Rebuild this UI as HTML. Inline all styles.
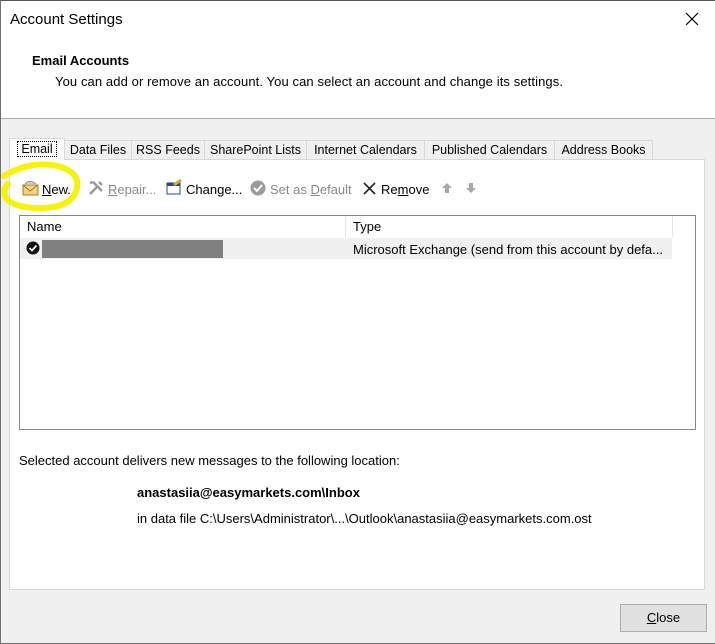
<!DOCTYPE html>
<html><head><style>
body{margin:0;width:715px;height:643px;background:#f0f0f0;font-family:"Liberation Sans",sans-serif;font-size:13px;color:#000;position:relative;overflow:hidden}
.a{position:absolute;white-space:nowrap}
.tab{position:absolute;top:140px;height:19px;border:1px solid #d9d9d9;border-bottom:none;background:#f0f0f0;line-height:19px;text-align:center;box-sizing:border-box;font-size:12.5px}
u{text-decoration:underline}
.g{color:#8a8a8a}
</style></head><body>
<div class="a" style="left:0;top:0;width:715px;height:118px;background:#fff;border-bottom:1px solid #ababab"></div>
<div class="a" style="left:0;top:0;width:714px;height:642px;border:1px solid #707070;border-top-color:#555"></div>
<div class="a" style="left:10px;top:11px;font-size:15px">Account Settings</div>
<svg class="a" style="left:685px;top:12px" width="14" height="14"><path d="M1 1L13 13M13 1L1 13" stroke="#000" stroke-width="1.2"/></svg>
<div class="a" style="left:32px;top:53px;font-weight:bold">Email Accounts</div>
<div class="a" style="left:55px;top:74px;letter-spacing:0.1px">You can add or remove an account. You can select an account and change its settings.</div>
<div class="a" style="left:9px;top:159px;width:696px;height:431px;background:#fff;border:1px solid #d9d9d9;box-sizing:border-box"></div>
<div class="tab" style="left:9px;top:138px;height:22px;width:56px;background:#fff;line-height:20px;z-index:2"><span style="border:1px dotted #000;padding:0 3px">Email</span></div>
<div class="tab" style="left:64px;width:68px">Data Files</div>
<div class="tab" style="left:131px;width:74px">RSS Feeds</div>
<div class="tab" style="left:204px;width:103px">SharePoint Lists</div>
<div class="tab" style="left:306px;width:119px">Internet Calendars</div>
<div class="tab" style="left:424px;width:131px">Published Calendars</div>
<div class="tab" style="left:554px;width:99px">Address Books</div>
<svg class="a" style="left:22px;top:180px" width="18" height="16"><rect x="1" y="5" width="15" height="10" fill="#f3d27a" stroke="#a07a30"/><path d="M1 5L8 11L16 5" stroke="#a07a30" fill="none"/><path d="M3 4Q8 -1 14 4" fill="#c8d0d8" stroke="#8a96a2"/></svg>
<div class="a" style="left:42px;top:182px"><u>N</u>ew...</div>
<svg class="a" style="left:88px;top:180px" width="17" height="16"><path d="M2 14L10 6M5 2L14 11M11 2l3 3M2 3l3-1" stroke="#999" stroke-width="2.5"/></svg>
<div class="a g" style="left:108px;top:182px"><u>R</u>epair...</div>
<svg class="a" style="left:166px;top:179px" width="17" height="16"><rect x="1" y="4" width="13" height="11" fill="#fff" stroke="#1e4b8a"/><rect x="1" y="4" width="13" height="3" fill="#1e4b8a"/><path d="M8 6L15 1" stroke="#d6a43a" stroke-width="3"/></svg>
<div class="a" style="left:186px;top:182px">Chan<u>g</u>e...</div>
<svg class="a" style="left:250px;top:180px" width="16" height="16"><circle cx="8" cy="8" r="7.5" fill="#9a9a9a"/><path d="M4 8l3 3 5-6" stroke="#fff" stroke-width="2" fill="none"/></svg>
<div class="a g" style="left:270px;top:182px">Set as <u>D</u>efault</div>
<svg class="a" style="left:363px;top:182px" width="13" height="13"><path d="M1 1L12 12M12 1L1 12" stroke="#222" stroke-width="1.6"/></svg>
<div class="a" style="left:381px;top:182px">Re<u>m</u>ove</div>
<svg class="a" style="left:442px;top:182px" width="40" height="12"><path d="M5 1L10 6H7V11H3V6H0Z" fill="#a8a8a8"/><path d="M27 1H31V6H34L29 11L24 6H27Z" fill="#a8a8a8"/></svg>
<svg class="a" style="left:0;top:158px" width="84" height="56"><path d="M4 18Q30 2 58 8Q80 14 77 30Q72 50 40 50Q14 50 6 40Q2 32 8 26" fill="none" stroke="#f7f20a" stroke-width="6" stroke-linecap="round"/></svg>
<div class="a" style="left:19px;top:215px;width:677px;height:215px;border:1px solid #828790;box-sizing:border-box;background:#fff"></div>
<div class="a" style="left:20px;top:216px;width:326px;height:21px;border-right:1px solid #e5e5e5;line-height:21px;padding-left:7px;box-sizing:border-box">Name</div>
<div class="a" style="left:347px;top:216px;width:326px;height:21px;border-right:1px solid #e5e5e5;line-height:21px;padding-left:6px;box-sizing:border-box">Type</div>
<div class="a" style="left:20px;top:238px;width:652px;height:21px;background:#f0f0f0"></div>
<svg class="a" style="left:26px;top:241px" width="14" height="14"><circle cx="7" cy="7" r="6.5" fill="#111"/><path d="M3.5 7l2.5 2.5 4.5-5" stroke="#fff" stroke-width="1.8" fill="none"/></svg>
<div class="a" style="left:42px;top:240px;width:181px;height:18px;background:#808080"></div>
<div class="a" style="left:353px;top:242px">Microsoft Exchange (send from this account by defa...</div>
<div class="a" style="left:19px;top:453px">Selected account delivers new messages to the following location:</div>
<div class="a" style="left:137px;top:485px;font-weight:bold">anastasiia@easymarkets.com\Inbox</div>
<div class="a" style="left:137px;top:511px">in data file C:\Users\Administrator\...\Outlook\anastasiia@easymarkets.com.ost</div>
<div class="a" style="left:620px;top:604px;width:87px;height:28px;border:1px solid #adadad;background:#e1e1e1;box-sizing:border-box;text-align:center;line-height:26px"><u>C</u>lose</div>
</body></html>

◆ ◆ ◆ ◆ ◆

Lines that hold the word "this" are the ones to return, every one of them.

Rebuild this UI as HTML. Inline all styles.
<div class="a" style="left:353px;top:242px">Microsoft Exchange (send from this account by defa...</div>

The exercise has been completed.